Intermediate Results
By adding the contextual tokenization we were able to further reduce the decrease in precision from 7% to less than 3%. As you may have noticed, we have yet to talk about pruning. With the massive increase in the number of N-Grams to our model, we simultaneously increased the noise. It turns out we almost completely solved this problem, simply by using a simple pruning, based on the combined weighted counts, which is also very efficient in terms of computation. You could, for example, filter out all grams with a combined weighted count of less than 0.8. By adding the pruning we were able to further reduce the decrease in precision to less than 0.2%.

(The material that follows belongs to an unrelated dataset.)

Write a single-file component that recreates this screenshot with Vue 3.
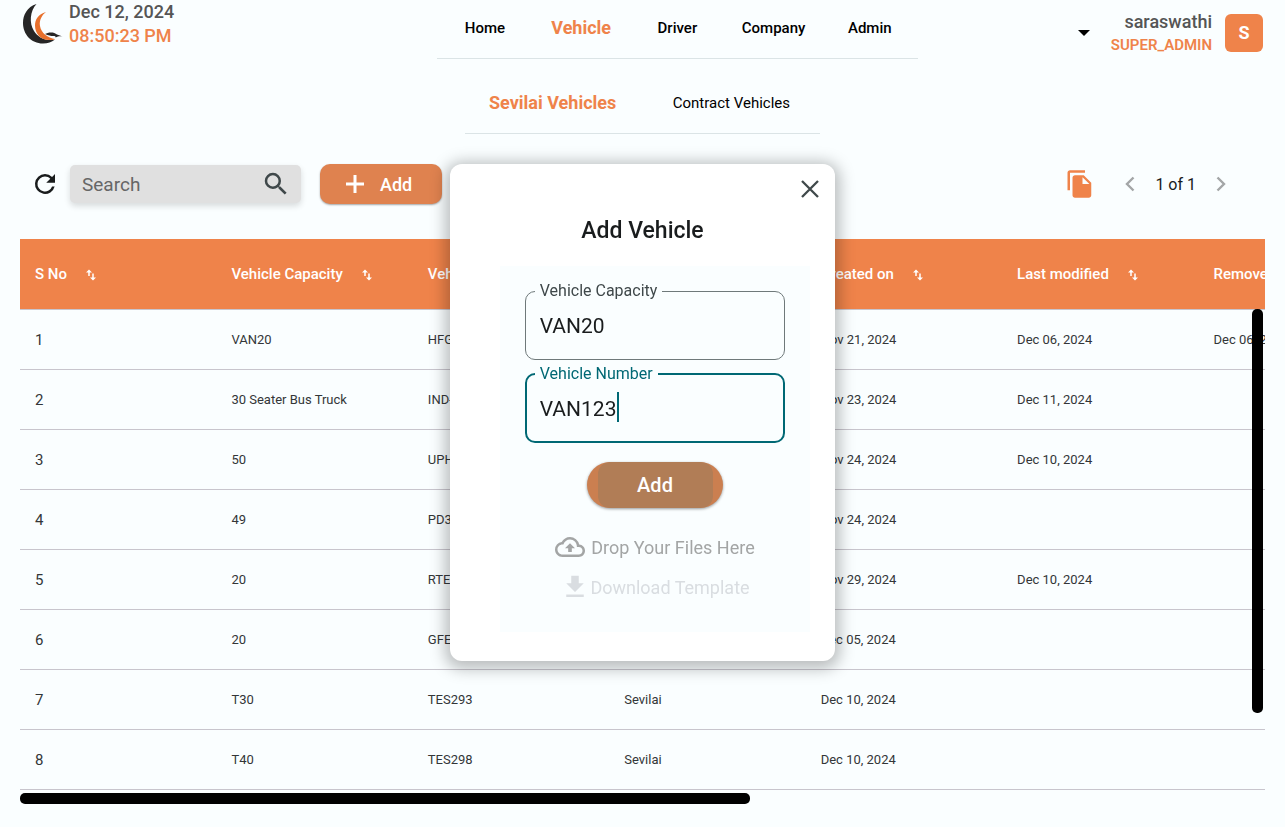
<script setup>
import { ref } from 'vue'

const nav = ['Home', 'Vehicle', 'Driver', 'Company', 'Admin']
const columns = [
  'S No',
  'Vehicle Capacity',
  'Vehicle Number',
  'Company',
  'Created on',
  'Last modified',
  'Removed on',
]
const rows = [
  ['VAN20', 'HFG', '', 'Nov 21, 2024', 'Dec 06, 2024', 'Dec 06, 2024'],
  ['30 Seater Bus Truck', 'IND-', '', 'Nov 23, 2024', 'Dec 11, 2024', ''],
  ['50', 'UPH', '', 'Nov 24, 2024', 'Dec 10, 2024', ''],
  ['49', 'PD3', '', 'Nov 24, 2024', '', ''],
  ['20', 'RTE', '', 'Nov 29, 2024', 'Dec 10, 2024', ''],
  ['20', 'GFE', '', 'Dec 05, 2024', '', ''],
  ['T30', 'TES293', 'Sevilai', 'Dec 10, 2024', '', ''],
  ['T40', 'TES298', 'Sevilai', 'Dec 10, 2024', '', ''],
]
const search = ref('')
const capacity = ref('VAN20')
const number = ref('VAN123')
</script>

<template>
  <div class="page">
    <header class="top">
      <div class="brand">
        <svg class="logo" width="40" height="40" viewBox="0 0 40 40" aria-hidden="true">
          <path d="M13.500 0C4 3 0 11 0 19c0 11 8 20.500 20 20.500 5 0 8.500-1.500 12-4C24 37.500 15 34 11 27 6 19 7 7 13.500 0z" fill="#262626" />
          <path d="M23 8C15 10 12 16 12 21.500 12 30 18 36 26 36c3 0 5 0 6-1C25 34 18 29 17 22c-1-6 2-11 6-14z" fill="#e8702c" />
          <path d="M22 30c3-2 9-2.500 12 .5l5.500 2c-3-.5-4.500 0-7 1 .5-1-.5-1.500-2-1.500-3 0-5-.5-8.500-2z" fill="#262626" />
        </svg>
        <div class="clock">
          <span class="date">Dec 12, 2024</span>
          <span class="time">08:50:23 PM</span>
        </div>
      </div>
      <nav class="nav">
        <a v-for="item in nav" :key="item" href="#" :class="{ active: item === 'Vehicle' }">{{ item }}</a>
      </nav>
      <div class="account">
        <button class="plain" type="button" aria-label="Account menu">
          <svg width="12" height="6" viewBox="0 0 12 6"><path d="M0 0h12L6 6z" fill="#000" /></svg>
        </button>
        <div class="who">
          <span class="name">saraswathi</span>
          <span class="role">SUPER_ADMIN</span>
        </div>
        <span class="avatar">S</span>
      </div>
    </header>

    <nav class="tabs">
      <a href="#" class="active">Sevilai Vehicles</a>
      <a href="#">Contract Vehicles</a>
    </nav>

    <main class="content">
      <div class="toolbar">
        <button class="plain" type="button" aria-label="Refresh">
          <svg width="30" height="30" viewBox="0 0 24 24"><path fill="#191c1d" d="M17.650 6.350A7.960 7.960 0 0 0 12 4a8 8 0 1 0 7.730 10h-2.080A6 6 0 1 1 12 6c1.660 0 3.140.690 4.220 1.780L13 11h7V4z" /></svg>
        </button>
        <div class="search">
          <input v-model="search" type="text" placeholder="Search" aria-label="Search" />
          <svg width="30" height="30" viewBox="0 0 24 24" aria-hidden="true"><path fill="#3f484a" d="M15.500 14h-.790l-.280-.270A6.470 6.470 0 0 0 16 9.500 6.500 6.500 0 1 0 9.500 16c1.610 0 3.090-.590 4.230-1.570l.270.280v.790l5 4.990L20.490 19zm-6 0a4.500 4.500 0 1 1 0-9 4.500 4.500 0 0 1 0 9z" /></svg>
        </div>
        <button class="add" type="button">
          <svg width="18" height="18" viewBox="0 0 18 18" aria-hidden="true"><path d="M9 0v18M0 9h18" stroke="#fff" stroke-width="3" /></svg>
          Add
        </button>
        <div class="pager">
          <button class="plain copy" type="button" aria-label="Copy">
            <svg width="30" height="30" viewBox="0 0 24 24"><path fill="#ef834a" d="M16 1H4c-1.100 0-2 .900-2 2v14h2V3h12zm-1 4l6 6v10c0 1.100-.900 2-2 2H7.990C6.890 23 6 22.100 6 21l.010-14c0-1.100.890-2 1.990-2zm-1 7h5.500L14 6.500z" /></svg>
          </button>
          <button class="plain" type="button" aria-label="Previous page">
            <svg width="10" height="16" viewBox="0 0 10 16"><path d="M8.500 1.500L2 8l6.500 6.500" fill="none" stroke="#a3a6a7" stroke-width="2.400" /></svg>
          </button>
          <span class="count">1 of 1</span>
          <button class="plain" type="button" aria-label="Next page">
            <svg width="10" height="16" viewBox="0 0 10 16"><path d="M1.500 1.500L8 8l-6.500 6.500" fill="none" stroke="#a3a6a7" stroke-width="2.400" /></svg>
          </button>
        </div>
      </div>

      <div class="table-area">
        <div class="viewport">
          <table>
            <thead>
              <tr>
                <th v-for="col in columns" :key="col" scope="col">
                  {{ col }}
                  <svg width="10" height="12" viewBox="0 0 10 12" aria-hidden="true">
                    <path d="M3 7V2M7 4.500V10" stroke="#fff" stroke-width="1.500" fill="none" />
                    <path d="M0 3.500L3 .5l3 3zM4 8.500l3 3 3-3z" fill="#fff" />
                  </svg>
                </th>
              </tr>
            </thead>
            <tbody>
              <tr v-for="(row, i) in rows" :key="i">
                <td class="index">{{ i + 1 }}</td>
                <td v-for="(cell, j) in row" :key="j">{{ cell }}</td>
              </tr>
            </tbody>
          </table>
        </div>
        <div class="bar-y"></div>
        <div class="bar-x"></div>
      </div>
    </main>

    <div class="overlay">
      <form class="dialog" role="dialog" aria-labelledby="dialog-title" @submit.prevent>
        <button class="plain close" type="button" aria-label="Close">
          <svg width="18" height="18" viewBox="0 0 18 18"><path d="M1 1l16 16M17 1L1 17" stroke="#3f484a" stroke-width="2.300" /></svg>
        </button>
        <h2 id="dialog-title">Add Vehicle</h2>
        <div class="panel">
          <fieldset class="field">
            <legend><label for="capacity">Vehicle Capacity</label></legend>
            <input id="capacity" v-model="capacity" type="text" />
          </fieldset>
          <fieldset class="field focused">
            <legend><label for="number">Vehicle Number</label></legend>
            <div class="entry">
              <input id="number" v-model="number" type="text" />
              <span class="caret"></span>
            </div>
          </fieldset>
          <button class="submit" type="submit"><span>Add</span></button>
          <button class="plain file drop" type="button">
            <svg width="30" height="30" viewBox="0 0 24 24" aria-hidden="true"><path fill="#a3a5a5" d="M19.350 10.040A7.490 7.490 0 0 0 12 4C9.110 4 6.600 5.640 5.350 8.040A5.994 5.994 0 0 0 0 14c0 3.310 2.690 6 6 6h13c2.760 0 5-2.240 5-5 0-2.640-2.050-4.780-4.650-4.960zM19 18H6c-2.210 0-4-1.790-4-4s1.790-4 4-4h.710C7.370 7.690 9.480 6 12 6c3.040 0 5.500 2.460 5.500 5.500v.500H19c1.660 0 3 1.340 3 3s-1.340 3-3 3zM8 13h2.550v3h2.900v-3H16l-4-4z" /></svg>
            Drop Your Files Here
          </button>
          <button class="plain file download" type="button" disabled>
            <svg width="30" height="30" viewBox="0 0 24 24" aria-hidden="true"><path fill="#d9dde1" d="M19 9h-4V3H9v6H5l7 7zM5 18v2h14v-2z" /></svg>
            Download Template
          </button>
        </div>
      </form>
    </div>
  </div>
</template>

<style>
body {
  background: #fafdfd;
}
</style>

<style scoped>
.page {
  min-height: 100vh;
  box-sizing: border-box;
  overflow: hidden;
  font-family: Roboto, "Liberation Sans", sans-serif;
  color: #191c1d;
  background: #fafeff;
}
button,
input {
  font-family: inherit;
  color: inherit;
}
a {
  color: #000;
  text-decoration: none;
}
svg {
  display: block;
  flex: none;
}
.plain {
  display: flex;
  align-items: center;
  padding: 0;
  border: 0;
  background: none;
}
.top {
  display: grid;
  grid-template-columns: 34% 481px 1fr;
  height: 59px;
}
.brand {
  display: flex;
  gap: 6px;
  padding-left: 23px;
}
.logo {
  margin-top: 4px;
}
.clock {
  display: flex;
  flex-direction: column;
  font-size: 18px;
  line-height: 24px;
  font-weight: 500;
}
.date,
.name {
  color: #555;
}
.time,
.role {
  color: #ef834a;
}
.nav {
  display: grid;
  grid-template-columns: repeat(5, 1fr);
  align-items: center;
  justify-items: center;
  padding-bottom: 3px;
  border-bottom: 1px solid #dbe4e6;
  font-size: 15px;
  font-weight: 500;
}
.nav .active,
.tabs .active {
  color: #ef834a;
  font-size: 18px;
  font-weight: 700;
}
.account {
  display: flex;
  justify-content: flex-end;
  align-items: center;
  gap: 13px;
  padding: 0 22px 0 0;
  margin-bottom: -6px;
}
.account .plain {
  margin-right: 8px;
}
.who {
  display: flex;
  flex-direction: column;
  align-items: flex-end;
  font-weight: 500;
}
.name {
  font-size: 18px;
  line-height: 24px;
}
.role {
  font-size: 15px;
  font-weight: 600;
  line-height: 22px;
}
.avatar {
  display: grid;
  place-items: center;
  width: 38px;
  height: 38px;
  border-radius: 6px;
  background: #ef834a;
  color: #fff;
  font-size: 18px;
  font-weight: 700;
}
.tabs {
  display: flex;
  justify-content: space-between;
  align-items: center;
  width: 355px;
  height: 75px;
  box-sizing: border-box;
  margin: 0 auto;
  padding: 13px 30px 0 24px;
  border-bottom: 1px solid #dbe4e6;
  font-size: 15px;
}
.content {
  padding: 30px 20px 0;
}
.toolbar {
  display: flex;
  align-items: center;
  height: 40px;
  margin-bottom: 35px;
  padding-left: 10px;
}
.search {
  display: flex;
  align-items: center;
  width: 231px;
  height: 38px;
  margin: 0 19px 0 10px;
  padding: 0 10px 0 12px;
  box-sizing: border-box;
  border-radius: 5px;
  background: #e0e0e0;
  box-shadow: 0 3px 6px rgba(0, 0, 0, 0.14);
}
.search input {
  flex: 1;
  min-width: 0;
  padding: 0;
  border: 0;
  outline: 0;
  background: none;
  font-size: 19px;
}
.search input::placeholder {
  color: #666;
}
.add {
  display: flex;
  align-items: center;
  gap: 16px;
  width: 122px;
  height: 40px;
  padding: 0 0 0 26px;
  border: 0;
  border-radius: 10px;
  background: #df824f;
  box-shadow: 0 1px 2px rgba(0, 0, 0, 0.35);
  color: #fff;
  font-size: 18px;
  font-weight: 500;
}
.pager {
  display: flex;
  align-items: center;
  gap: 20px;
  margin-left: auto;
  padding-right: 39px;
}
.copy {
  margin-right: 10px;
}
.count {
  font-size: 16px;
}
.table-area {
  position: relative;
  padding-bottom: 14px;
}
.viewport {
  overflow: hidden;
}
table {
  width: 100%;
  min-width: 1375px;
  table-layout: fixed;
  border-collapse: separate;
  border-spacing: 0;
}
th,
td {
  box-sizing: border-box;
  padding: 0 0 0 15px;
  border-bottom: 1px solid #c8c5cd;
  text-align: left;
  white-space: nowrap;
}
th {
  height: 71px;
  background: #ef834a;
  background-clip: padding-box;
  color: #fff;
  font-size: 15px;
  font-weight: 500;
}
th svg {
  display: inline-block;
  margin-left: 15px;
  vertical-align: -2px;
}
td {
  height: 60px;
  font-size: 13px;
  color: #333638;
}
td.index {
  font-size: 15px;
}
.bar-y {
  position: absolute;
  top: 70px;
  right: 2px;
  width: 11px;
  height: 404px;
  border-radius: 5px;
  background: #000;
}
.bar-x {
  position: absolute;
  left: 0;
  bottom: 0;
  width: 730px;
  height: 11px;
  border-radius: 5px;
  background: #000;
}
.overlay {
  position: fixed;
  inset: 0;
  display: flex;
  align-items: center;
  justify-content: center;
  padding-bottom: 2px;
}
.dialog {
  display: flex;
  flex-direction: column;
  width: 30%;
  min-width: 385px;
  min-height: 497px;
  box-sizing: border-box;
  padding: 16px 25px 29px 50px;
  border-radius: 12px;
  background: #fff;
  box-shadow: 0 3px 15px 5px rgba(0, 0, 0, 0.26);
}
.close {
  align-self: flex-end;
  margin-right: -9px;
}
h2 {
  margin: 18px 25px 20px 0;
  text-align: center;
  font-size: 23px;
  line-height: 30px;
  font-weight: 500;
}
.panel {
  flex: 1;
  display: flex;
  flex-direction: column;
  align-items: center;
  padding: 15px 25px 0;
  background: #fafeff;
}
.field {
  width: 100%;
  height: 79px;
  box-sizing: border-box;
  margin: 0 0 4px;
  padding: 0 9px;
  border: 1px solid #6f797a;
  border-radius: 10px;
}
.field legend {
  padding: 0 5px;
  font-size: 16px;
  line-height: 20px;
  color: #3f484a;
}
.field input {
  display: block;
  width: 100%;
  height: 30px;
  box-sizing: border-box;
  margin: 0;
  padding: 0 5px;
  border: 0;
  outline: 0;
  background: none;
  font-size: 21px;
}
.field > input,
.entry {
  margin-top: 10px;
}
.field.focused {
  padding: 0 8px;
  border: 2px solid #006874;
}
.field.focused legend {
  color: #006874;
}
.entry {
  position: relative;
}
.caret {
  position: absolute;
  left: 82px;
  top: -2px;
  width: 2px;
  height: 30px;
  background: #006874;
}
.submit {
  display: flex;
  justify-content: center;
  width: 136px;
  height: 46px;
  margin: 15px 0 24px;
  padding: 0;
  overflow: hidden;
  border: 0;
  border-radius: 23px;
  background: #cb7f50;
  box-shadow: 0 1px 3px rgba(0, 0, 0, 0.4);
  color: #fff;
  font-size: 20px;
  font-weight: 500;
}
.submit span {
  width: 115px;
  border-radius: 12px;
  background: #b17d56;
  line-height: 46px;
}
.file {
  gap: 6px;
  height: 30px;
  font-size: 18px;
}
.drop {
  margin-bottom: 10px;
  color: #a3a5a5;
}
.download {
  gap: 0;
  color: #d9dde1;
}
</style>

We also have yet to touch the Perplexity metric. Quite a lot of people are convinced that a lower perplexity will lead to better language models — the notion of “better” as measured by perplexity is itself suspect due to the questionable nature of perplexity as a metric in general. It’s important, however, to note that improvements in perplexity don’t always mean improvements in the upstream task, especially when considering small improvements. Big improvements in perplexity, however, should be taken seriously (as a rule of thumb, for language modeling, consider “small” as < 5 and “big” as > 10 points). Our pruned weighted contextual N-Gram model outperformed the standard interpolated Kneser-Ney 3-gram model by 37 points.
Training and Model building
Like many of our other approaches or attempts, this one just seemed way too simple to actually work. This simplicity makes it all the more desirable, not to mention the orders of magnitude better than anything else we could find when it comes to efficiency.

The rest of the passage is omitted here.